El señor Wegg no lo sabe, pero hace como si lo supiera, asintiendo. También sigue con la mirada la sacudida de la cabeza de Venus, como si buscara una dirección un poco más allá.

—El descubrimiento que hicieron en el río despertó mi interés —dice Venus—. (Por entonces ella aún no me había escrito su carta de rechazo). Tengo allí… bueno, da igual.

Había levantado la palmatoria, alargando el brazo hacia uno de los estantes a oscuras, y el señor Wegg se había vuelto para mirar cuando el señor Venus se interrumpió.

—El anciano caballero era muy conocido por aquí.
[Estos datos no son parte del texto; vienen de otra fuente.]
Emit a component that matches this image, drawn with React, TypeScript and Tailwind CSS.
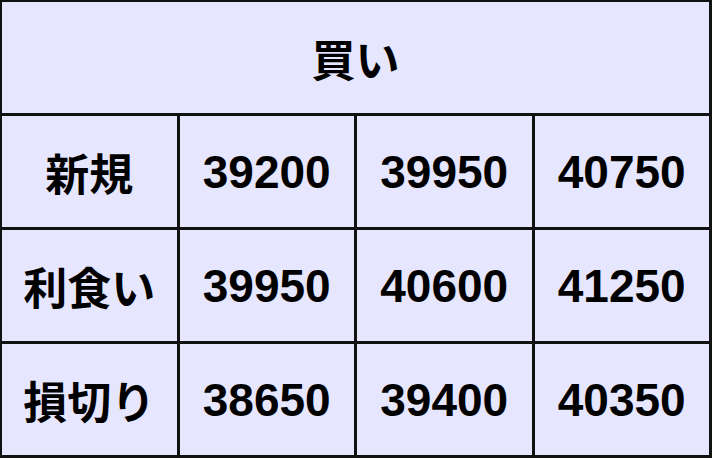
const rows = [
  { label: "新規", values: ["39200", "39950", "40750"] },
  { label: "利食い", values: ["39950", "40600", "41250"] },
  { label: "損切り", values: ["38650", "39400", "40350"] },
];

const jp = "font-['Noto_Sans_CJK_JP',sans-serif] font-bold text-[44px]";
const num = "font-['Liberation_Sans',Arial,sans-serif] font-bold text-[46px]";

export default function App() {
  return (
    <div className="h-[458px] w-[712px] bg-white">
      <div className="grid h-full w-full grid-cols-4 grid-rows-4 gap-[3px] bg-[#111] pb-[3px] pl-[2px] pr-[3px] pt-[2px] text-black">
        <div className={`col-span-4 flex items-center justify-center bg-[#e6e6ff] leading-none ${jp}`}>
          買い
        </div>
        {rows.map((r) => (
          <>
            <div
              key={r.label}
              className={`flex items-center justify-center bg-[#e6e6ff] leading-none ${jp}`}
            >
              {r.label}
            </div>
            {r.values.map((v, i) => (
              <div
                key={r.label + i}
                className={`flex items-center justify-center bg-[#e6e6ff] leading-none ${num}`}
              >
                {v}
              </div>
            ))}
          </>
        ))}
      </div>
    </div>
  );
}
Corrían historias de que tenía escondidos todo tipo de objetos de valor en esos montones de basura. Supongo que no había nada en ellos. Quizá usted lo sabe, señor Wegg.

—No hay nada en ellos —dijo Wegg, que jamás había oído hablar de todo eso.

—No deje que le retenga más. ¡Buenas noches!

El desdichado señor Venus acompaña su apretón de manos de una sacudida de cabeza y se derrumba en su silla, para a continuación servirse más té. El señor Wegg vuelve la cabeza mientras abre la puerta tirando de la correa, observa que ese movimiento también zarandea aquella destartalada tienda, sacude la vela, originando un destello momentáneo que provoca que los bebés —el hindú, el africano y el inglés—, los «humanos varios», el caballero francés, los gatos de ojos verdes de cristal, los perros, los patos, y todo el resto de la colección parezcan por un instante animados pero paralíticos; e incluso el pequeño Petirrojo, que está al lado del señor Venus, se vuelve sobre su costado inocente. Un instante después, el señor Wegg renquea su pata de palo bajo las farolas y a través del barro.